Überhaupt: Wir verkaufen entschieden zu viele Waffen. Und es ist ein weit größerer Skandal, über den niemand spricht, dass Angela Merkels Geheimdeal mit 200-270 Leopard-Panzern an Saudiarabien - ein brutaler Verstoß gegen deutsches Recht (Kriegswaffenkontrollgesetz: keine Waffen in Spannungsgebiete) und internationale Abkommen - einfach totgeschwiegen wird. In Dutschland gibt es hier keine klare Linie, aber genau die wäre absolut dringend nötig für unsere Glaubwürdigkeit in der Welt! Der "arabische Frühling" stockt nicht zuletzt wegen dieser ambivalenten Schwäche deutscher Außenpolitik - und damit die Demokratisierung in einem großen Teil der Welt. Es sind nicht Demokratien, die Israel bedrohen - es sind Autokraten und Theokraten, die noch zu viele deutsche Politiker unterstützen. Dieses böse Spiel sollten wenigstens intelligente Menschen nicht mitmachen.

Herzlicher Grüße,
Widmar Puhl

Sonntag, 1. April 2012

Verein für politische Bildung gegründet

Im Theaterhaus Stuttgart hat Walter Sittler heute den Verein "Artikel 5 e.V." gegründet, um die alternative freie Zeitung "einund20" zu unterstützen. Der Schauspieler, der nach eigenem Bekunden nie einem Verein angehören wollte, ließ sich diesmal sogar zum Vorsitzenden wählen. Der Grund: 
"Ich will echte Informationen, auch wenn sie unangenehm sind. Ich bin die Meinungsmache leid, bei der Informationen so lange verdreht und zurechtgeschustert werden, bis sie in das Bild der Verantwortlichen passen. Und ich ermutige alle Menschen, unsere Demokratie wieder mit mehr unabhängigem Journalismus zu begleiten.“
Die Zeitung, um die es geht, ist aus dem Widerstand gegen das Bahnprojekt Stuttgart 21 entstanden, hat sich aber inzwischen vom Protestblatt zur unabhängigen freien Alternative zur kommerziellen Presse entwickelt. Den Redakteuren und Autoren geht es inzwischen um sehr viel mehr: Die Pressefreiheit nach Artikel 5 des Grundgesetzes. Um ihnen den Rücken frei zu halten, aber auch um Förderer und Geld zu sammeln, um neben Abonnements, Kioskverkauf und Anzeigen "den Stuhl stabil auf vier Beine zu stellen", ist der Verein da. 
Chefredakteurin Michaele Heske über die publizistischen Lücken, die ihr Blatt möglichst schließen möchte: "Stadtplanung und Stadtsanierung, der Patrizia-Deal, Armut in einer so reichen Stadt wie Stuttgart und natürlich die anstehenden Oberbürgermeisterwahlen sind einige der Themen, die wir aus anderen Blickwinkeln und fundierter als in der Tagespresse aufarbeiten wollen. Außerdem kommt - wie eben vieles andere auch - die alternative Kultur in den Medien immer wieder zu kurz. Deshalb haben wir den Verein Artikel 5 e.V. gegründet, der die Zeitung "einund20 tragen" soll. Wir sind entschlossen, in Stuttgart eine alternative Zeitung dauerhaft zu etablieren." 
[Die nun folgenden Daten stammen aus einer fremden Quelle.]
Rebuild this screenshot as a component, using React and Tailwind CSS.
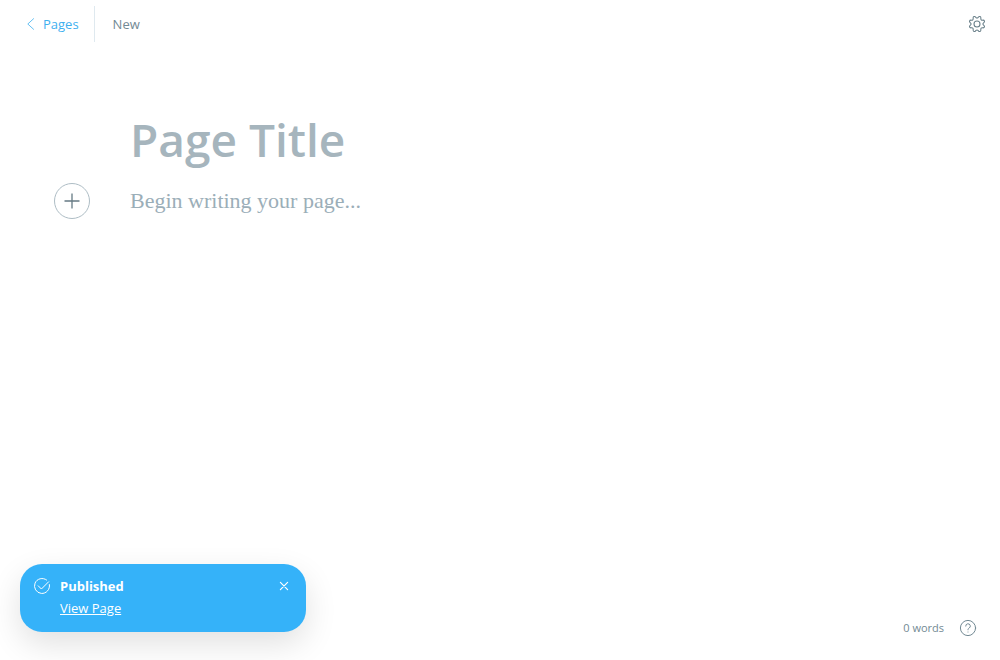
import React from "react";

function ChevronLeft() {
  return (
    <svg viewBox="0 0 8 12" className="h-3 w-2" fill="none" stroke="currentColor" strokeWidth=".8" strokeLinecap="round" strokeLinejoin="round" aria-hidden="true">
      <path d="M6.6.7.8 6l5.8 5.3" />
    </svg>
  );
}

function Gear() {
  return (
    <svg viewBox="0 0 24 24" className="size-4 overflow-visible" fill="none" stroke="currentColor" strokeWidth="1.6" strokeLinecap="round" strokeLinejoin="round" aria-hidden="true">
      <path d="M10.546 2.438a1.957 1.957 0 0 0 2.908 0L14.4 1.4a1.959 1.959 0 0 1 3.41 1.413l-.071 1.4a1.958 1.958 0 0 0 2.051 2.054l1.4-.071a1.959 1.959 0 0 1 1.41 3.41l-1.042.94a1.96 1.96 0 0 0 0 2.909l1.042.94a1.959 1.959 0 0 1-1.413 3.41l-1.4-.071a1.958 1.958 0 0 0-2.056 2.056l.071 1.4A1.959 1.959 0 0 1 14.4 22.6l-.941-1.041a1.959 1.959 0 0 0-2.908 0L9.606 22.6A1.959 1.959 0 0 1 6.2 21.192l.072-1.4a1.958 1.958 0 0 0-2.056-2.056l-1.4.071A1.958 1.958 0 0 1 1.4 14.4l1.041-.94a1.96 1.96 0 0 0 0-2.909L1.4 9.606A1.958 1.958 0 0 1 2.809 6.2l1.4.071a1.958 1.958 0 0 0 2.058-2.06L6.2 2.81A1.959 1.959 0 0 1 9.606 1.4z" />
      <circle cx="12" cy="12" r="4.5" />
    </svg>
  );
}

function Plus() {
  return (
    <svg viewBox="0 0 16 16" className="size-4" fill="none" stroke="currentColor" strokeWidth="1.3" aria-hidden="true">
      <path d="M8 .5v15M.5 8h15" />
    </svg>
  );
}

function CheckCircle() {
  return (
    <svg viewBox="0 0 16 16" className="size-4 overflow-visible" fill="none" stroke="currentColor" strokeLinecap="round" strokeLinejoin="round" aria-hidden="true">
      <path d="m4.2 7.8 3.2 3.2 7.2-7.2" />
      <path d="M15.4 6.6A7.5 7.5 0 1 1 12.6 2" />
    </svg>
  );
}

function Close() {
  return (
    <svg viewBox="0 0 8 8" className="size-2 overflow-visible" fill="none" stroke="currentColor" strokeWidth="1.2" strokeLinecap="round" aria-hidden="true">
      <path d="m.4.4 7.2 7.2M7.6.4.4 7.6" />
    </svg>
  );
}

function Help() {
  return (
    <svg viewBox="0 0 16 16" className="size-4 overflow-visible" fill="none" stroke="currentColor" strokeLinecap="round" strokeLinejoin="round" aria-hidden="true">
      <circle cx="8" cy="8" r="7.6" />
      <path d="M5.7 6.1a2.3 2.3 0 1 1 3.4 2c-.7.4-1.1.8-1.1 1.7" />
      <path d="M8 12h.01" />
    </svg>
  );
}

export default function App() {
  return (
    <div className="relative flex min-h-screen flex-col bg-white font-['Open_Sans','Noto_Sans',sans-serif] text-[13px] text-[#738a94]">
      <header className="flex h-12 items-center justify-between pr-[15px] pl-[27px]">
        <nav className="flex items-center">
          <a href="#pages" className="flex h-9 items-center gap-2 border-r border-[#dfe9ef] pr-[15px] text-[#3eb0ef]">
            <ChevronLeft />
            <span className="pt-0.5">Pages</span>
          </a>
          <span className="pt-0.5 pl-[18px]">New</span>
        </nav>
        <button type="button" aria-label="Settings" className="text-[#6a808a]">
          <Gear />
        </button>
      </header>

      <main className="flex-1 px-[54px] pt-[59px]">
        <input
          aria-label="Page title"
          placeholder="Page Title"
          className="block h-16 w-full pl-[76px] text-[46px] font-semibold outline-none placeholder:text-[#a6b5bd]"
        />
        <div className="flex items-center gap-10 pt-3">
          <button
            type="button"
            aria-label="Add a card"
            className="flex size-9 shrink-0 items-center justify-center rounded-full border border-[#aebdc5] text-[#657a84]"
          >
            <Plus />
          </button>
          <input
            aria-label="Page content"
            placeholder="Begin writing your page..."
            className="h-9 min-w-0 flex-1 font-['Georgia','Liberation_Serif',serif] text-[22px] outline-none placeholder:text-[#9baeb8]"
          />
        </div>
      </main>

      <footer className="flex h-16 items-center justify-end gap-4 pr-6 text-[11px]">
        <span>0 words</span>
        <a href="#help" aria-label="Help">
          <Help />
        </a>
      </footer>

      <aside
        role="status"
        className="absolute bottom-7 left-5 flex w-[286px] items-start rounded-[22px] bg-[#35b2f9] px-3.5 py-3 text-white shadow-[0_12px_32px_rgba(0,0,0,0.12)]"
      >
        <span className="flex h-5 items-center">
          <CheckCircle />
        </span>
        <div className="flex flex-1 flex-col items-start pl-2.5">
          <strong className="leading-5 font-bold">Published</strong>
          <a href="#view" className="leading-6 underline">
            View Page
          </a>
        </div>
        <button type="button" aria-label="Dismiss" className="flex h-5 items-center pr-1">
          <Close />
        </button>
      </aside>
    </div>
  );
}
So ein Printprojekt trägt sich nur auf vielen Schultern. Es kamen rund 60 Menschen, die nicht nur Geld geben wollen, sondern auch die unterschiedlichsten Fofrmen direkten bürgerschaftlichen Engagements einbringen. Gedacht ist an eine planbare, feste, zusätzliche Finanzierung neben der durch Abonnenten, Spenden und dem Verkauf Verklauf am Kiosk. 
Zu den Prominenten in diesem Kreis gehören neben Walter Sittler auch der Kabarettist Peter Grohmann und die Sängerin Dacia Bridges. Bis Ende April soll außerdem feststehen, ob die Wochenzeitung "kontext" in irgend einer Form integriert werden kann oder unabhängig fortbesteht. Auch sie war ein Kind der Proteste gegten Stuttgart 21, hat aber inzwischen finanzlelle Probleme und verweigert sich doch der naheliegenden Idee einer direkten Fusion der beiden Blätter. Die Bürgerbewegung in Stuttgart ist eben alles andere als homogen und setzt durchaus unterschiedliche inhaltliche Schwerpunkte.